Posted: 30 July 2019 | | No comments yet

New discovery makes it possible to design new therapies to replace alpha-synuclein’s function in people with Parkinson’s disease.

This image shows abnormal aggregated alpha-synuclein Lewy pathology within neurons of a brain's hippocampus in a mouse model of Parkinson's disease and dementia with Lewy bodies. New research suggests that alpha-nuclein proteins repair DNA breaks within the nucleus of brain cells. When they cluster outside the nucleus, as shown here, it can lead to cellular dysfunction and death (credit: Oregon Health & Science University).

According to new research, a small protein (alpha-synuclein) previously associated with cell dysfunction and death, in fact serves a critical function in repairing breaks in DNA. This discovery makes it possible to design new therapies to replace alpha-synuclein’s function or boost it in people with Parkinson’s disease and other neurodegenerative disorders.

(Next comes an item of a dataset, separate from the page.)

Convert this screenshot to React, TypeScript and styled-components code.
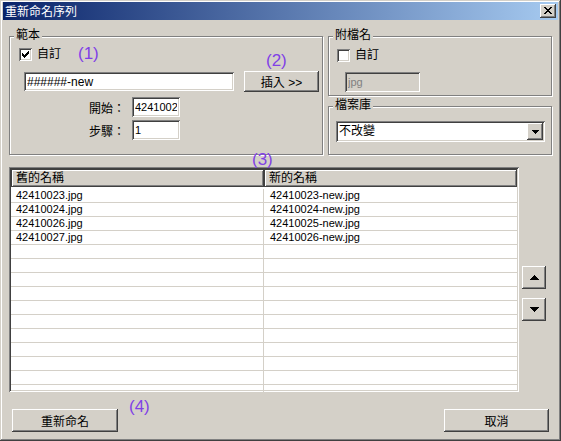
import styled, { createGlobalStyle, css } from "styled-components"

const GlobalStyle = createGlobalStyle`
    html, body {
        margin:0;
        padding:0;
        background:#d4d0c8;
    }
    body {
        font-family: "Liberation Sans", "Noto Sans CJK TC", sans-serif;
        font-size:12px;
        color:#000;
    }
`

const raised = css`
    box-shadow: inset -1px -1px #404040, inset 1px 1px #ffffff, inset -2px -2px #808080, inset 2px 2px #d4d0c8;
`
const sunken = css`
    box-shadow: inset 1px 1px #808080, inset -1px -1px #ffffff, inset 2px 2px #404040, inset -2px -2px #d4d0c8;
`

const Window = styled.div`
    position:relative;
    width:561px;
    height:441px;
    box-sizing:border-box;
    padding:2px 3px 3px 3px;
    background:#d4d0c8;
    box-shadow: inset -1px -1px #404040, inset 1px 1px #d4d0c8, inset -2px -2px #808080, inset 2px 2px #ffffff;
    display:flex;
    flex-direction:column;
`
const TitleBar = styled.div`
    height:18px;
    display:flex;
    align-items:center;
    justify-content:space-between;
    padding:0 2px 0 2px;
    background:linear-gradient(to right, #0a246a, #a6caf0);
    color:white;
    font-family:"Noto Sans CJK TC", sans-serif;
    font-size:12px;
`
const Title = styled.span`
    line-height:18px;
`
const CloseButton = styled.div`
    width:16px;
    height:14px;
    background:#d4d0c8;
    ${raised}
    display:flex;
    align-items:center;
    justify-content:center;
    padding-bottom:1px;
    box-sizing:border-box;
`
const Body = styled.div`
    padding:16px 6px 0 6px;
    display:flex;
    flex-direction:column;
`
const TopRow = styled.div`
    display:flex;
    gap:5px;
    align-items:flex-start;
`
const RightColumn = styled.div`
    display:flex;
    flex-direction:column;
    gap:10px;
`
const Group = styled.div<{ $w: number; $h: number }>`
    position:relative;
    width:${p => p.$w}px;
    height:${p => p.$h}px;
    box-sizing:border-box;
    border:1px solid #808080;
    box-shadow: inset 1px 1px #ffffff, 1px 1px #ffffff;
    display:flex;
    flex-direction:column;
    align-items:flex-start;
`
const Legend = styled.span`
    position:absolute;
    top:-9px;
    left:4px;
    padding:0 2px;
    line-height:14px;
    background:#d4d0c8;
`
const CheckRow = styled.label<{ $mt: number; $ml: number }>`
    display:flex;
    align-items:center;
    height:13px;
    margin:${p => p.$mt}px 0 0 ${p => p.$ml}px;
    gap:5px;
    line-height:13px;
`
const CheckBox = styled.span`
    width:13px;
    height:13px;
    background:white;
    ${sunken}
    display:flex;
    align-items:center;
    justify-content:center;
`
const PatternRow = styled.div`
    display:flex;
    align-items:center;
    height:21px;
    margin-top:10px;
    padding-left:14px;
    gap:10px;
`
const Field = styled.input<{ $w: number; $h: number; $size?: number }>`
    width:${p => p.$w}px;
    height:${p => p.$h}px;
    box-sizing:border-box;
    border:none;
    outline:none;
    margin:0;
    padding:0 3px;
    background:white;
    ${sunken}
    font-family:"Liberation Sans", "Noto Sans CJK TC", sans-serif;
    font-size:${p => p.$size ?? 12}px;
    color:#000;

    &:disabled {
        background:#d4d0c8;
        color:#808080;
    }
`
const Button = styled.button<{ $w: number; $h: number }>`
    width:${p => p.$w}px;
    height:${p => p.$h}px;
    border:none;
    margin:0;
    padding:0;
    background:#d4d0c8;
    ${raised}
    font-family:"Liberation Sans", "Noto Sans CJK TC", sans-serif;
    font-size:12px;
    color:#000;
    display:flex;
    align-items:center;
    justify-content:center;
`
const NumberRow = styled.div<{ $mt: number }>`
    display:flex;
    align-items:center;
    margin:${p => p.$mt}px 0 0 79px;
`
const NumberLabel = styled.span`
    width:43px;
`
const DisabledRow = styled.div`
    margin:10px 0 0 16px;
`
const Combo = styled.div`
    width:209px;
    height:21px;
    box-sizing:border-box;
    margin:14px 0 0 7px;
    padding:2px;
    background:white;
    ${sunken}
    display:flex;
    align-items:center;
`
const ComboText = styled.span`
    flex:1;
    padding-left:1px;
    line-height:17px;
`
const ComboArrow = styled.span`
    width:16px;
    height:17px;
    box-sizing:border-box;
    background:#d4d0c8;
    ${raised}
    display:flex;
    align-items:center;
    justify-content:center;
`
const ListRow = styled.div`
    display:flex;
    align-items:flex-start;
    margin-top:12px;
`
const ListView = styled.div`
    width:510px;
    height:225px;
    box-sizing:border-box;
    padding:2px;
    background:white;
    ${sunken}
    overflow:hidden;
`
const Header = styled.div`
    display:flex;
    height:18px;
`
const HeaderCell = styled.div<{ $w: number }>`
    width:${p => p.$w}px;
    box-sizing:border-box;
    border:1px solid #404040;
    background:#d4d0c8;
    box-shadow: inset 1px 1px #ffffff, inset -1px -1px #808080;
    padding-left:4px;
    line-height:16px;
    font-size:12px;
`
const Rows = styled.div`
    padding-top:2px;
`
const Row = styled.div`
    display:flex;
    height:14px;
    box-sizing:border-box;
    border-bottom:1px solid #d4d0c8;
`
const Cell = styled.div<{ $w: number; $first?: boolean }>`
    width:${p => p.$w}px;
    box-sizing:border-box;
    padding-left:${p => (p.$first ? 5 : 6)}px;
    border-right:${p => (p.$first ? "1px solid #d4d0c8" : "none")};
    line-height:13px;
    font-size:11px;
    white-space:nowrap;
    overflow:hidden;
`
const SideButtons = styled.div`
    display:flex;
    flex-direction:column;
    gap:9px;
    margin:99px 0 0 3px;
`
const BottomRow = styled.div`
    display:flex;
    justify-content:space-between;
    margin-top:17px;
    padding:0 3px 0 3px;
`
const Annotation = styled.span<{ $x: number; $y: number }>`
    position:absolute;
    left:${p => p.$x}px;
    top:${p => p.$y}px;
    font-family:"Liberation Sans", sans-serif;
    font-size:17px;
    line-height:17px;
    color:#8040e6;
`

const Pixels = ({ w, h, d }: { w: number; h: number; d: string }) => (
    <svg width={w} height={h} viewBox={`0 0 ${w} ${h}`} shapeRendering="crispEdges">
        <path d={d} fill="#000" />
    </svg>
)

const closeIcon = "M0 0h2v1h-2z M6 0h2v1h-2z M1 1h2v1h-2z M5 1h2v1h-2z M2 2h4v1h-4z M3 3h2v1h-2z M2 4h4v1h-4z M1 5h2v1h-2z M5 5h2v1h-2z M0 6h2v1h-2z M6 6h2v1h-2z"
const checkIcon = "M6 0h1v1h-1z M5 1h2v1h-2z M0 2h1v1h-1z M4 2h3v1h-3z M0 3h2v1h-2z M3 3h3v1h-3z M0 4h5v1h-5z M1 5h3v1h-3z M2 6h1v1h-1z"
const comboDown = "M0 0h7v1h-7z M1 1h5v1h-5z M2 2h3v1h-3z M3 3h1v1h-1z"
const bigUp = "M4 0h1v1h-1z M3 1h3v1h-3z M2 2h5v1h-5z M1 3h7v1h-7z M0 4h9v1h-9z"
const bigDown = "M0 0h9v1h-9z M1 1h7v1h-7z M2 2h5v1h-5z M3 3h3v1h-3z M4 4h1v1h-1z"

const oldNames = ["42410023.jpg", "42410024.jpg", "42410026.jpg", "42410027.jpg"]
const newNames = ["42410023-new.jpg", "42410024-new.jpg", "42410025-new.jpg", "42410026-new.jpg"]

function App() {
    const rows = Array.from({ length: 15 }, (_, i) => i)

    return (
        <>
            <GlobalStyle />
            <Window>
                <TitleBar>
                    <Title>重新命名序列</Title>
                    <CloseButton>
                        <Pixels w={8} h={7} d={closeIcon} />
                    </CloseButton>
                </TitleBar>
                <Body>
                    <TopRow>
                        <Group $w={314} $h={119}>
                            <Legend>範本</Legend>
                            <CheckRow $mt={11} $ml={9}>
                                <CheckBox>
                                    <Pixels w={7} h={7} d={checkIcon} />
                                </CheckBox>
                                <span>自訂</span>
                            </CheckRow>
                            <PatternRow>
                                <Field $w={210} $h={19} readOnly value="######-new" />
                                <Button $w={75} $h={21}>插入 &gt;&gt;</Button>
                            </PatternRow>
                            <NumberRow $mt={5}>
                                <NumberLabel>開始：</NumberLabel>
                                <Field $w={48} $h={20} $size={11} readOnly value="4241002" />
                            </NumberRow>
                            <NumberRow $mt={3}>
                                <NumberLabel>步驟：</NumberLabel>
                                <Field $w={48} $h={20} $size={11} readOnly value="1" />
                            </NumberRow>
                        </Group>
                        <RightColumn>
                            <Group $w={224} $h={60}>
                                <Legend>附檔名</Legend>
                                <CheckRow $mt={12} $ml={8}>
                                    <CheckBox />
                                    <span>自訂</span>
                                </CheckRow>
                                <DisabledRow>
                                    <Field $w={75} $h={20} $size={11} disabled value="jpg" readOnly />
                                </DisabledRow>
                            </Group>
                            <Group $w={224} $h={49}>
                                <Legend>檔案庫</Legend>
                                <Combo>
                                    <ComboText>不改變</ComboText>
                                    <ComboArrow>
                                        <Pixels w={7} h={4} d={comboDown} />
                                    </ComboArrow>
                                </Combo>
                            </Group>
                        </RightColumn>
                    </TopRow>
                    <ListRow>
                        <ListView>
                            <Header>
                                <HeaderCell $w={253}>舊的名稱</HeaderCell>
                                <HeaderCell $w={253}>新的名稱</HeaderCell>
                            </Header>
                            <Rows>
                                {rows.map(i => (
                                    <Row key={i}>
                                        <Cell $w={253} $first>{oldNames[i] ?? ""}</Cell>
                                        <Cell $w={253}>{newNames[i] ?? ""}</Cell>
                                    </Row>
                                ))}
                            </Rows>
                        </ListView>
                        <SideButtons>
                            <Button $w={24} $h={23}>
                                <Pixels w={9} h={5} d={bigUp} />
                            </Button>
                            <Button $w={24} $h={23}>
                                <Pixels w={9} h={5} d={bigDown} />
                            </Button>
                        </SideButtons>
                    </ListRow>
                    <BottomRow>
                        <Button $w={106} $h={23}>重新命名</Button>
                        <Button $w={105} $h={23}>取消</Button>
                    </BottomRow>
                </Body>
                <Annotation $x={78} $y={45}>(1)</Annotation>
                <Annotation $x={266} $y={52}>(2)</Annotation>
                <Annotation $x={252} $y={151}>(3)</Annotation>
                <Annotation $x={129} $y={398}>(4)</Annotation>
            </Window>
        </>
    )
}

export default App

The findings suggest that Lewy bodies (aggregates of alpha-synuclein) are problematic because they pull alpha-synuclein protein out of the nucleus of brain cells. The study, which examined the cells of living mice and postmortem brain tissue in humans, reveals that these proteins perform a crucial function by repairing breaks that occur along strands of DNA.

Alpha-synuclein’s role in DNA repair may be crucial in preventing cell death, a function lost in brain diseases such as Parkinson’s, leading to the widespread death of neurons.

Researchers found that the alpha-synuclein protein rapidly recruited to the site of DNA damage in the neurons of mice. In addition, they found increased double-strand breaks in the DNA of human tissue and mice in which the protein was clumped together in the form of Lewy bodies in the cytoplasm surrounding the cell’s nucleus. Taken together, the results suggest that alpha-synuclein plays a crucial role in binding broken strands of DNA within the cell’s nucleus.

Senior author of the study, Dr Vivek Unni, an associate professor of neurology in the OHSU School of Medicine, said he hopes that these findings lead to the development of methods to deliver alpha-synuclein proteins into the nucleus of cells or designing methods to replace its function. “This is the first time that anyone has discovered one of its functions is DNA repair,” Unni said. “That’s critical for cell survival, and it appears to be a function that’s lost in Parkinson’s disease.”

The study was published in the journal Scientific Reports.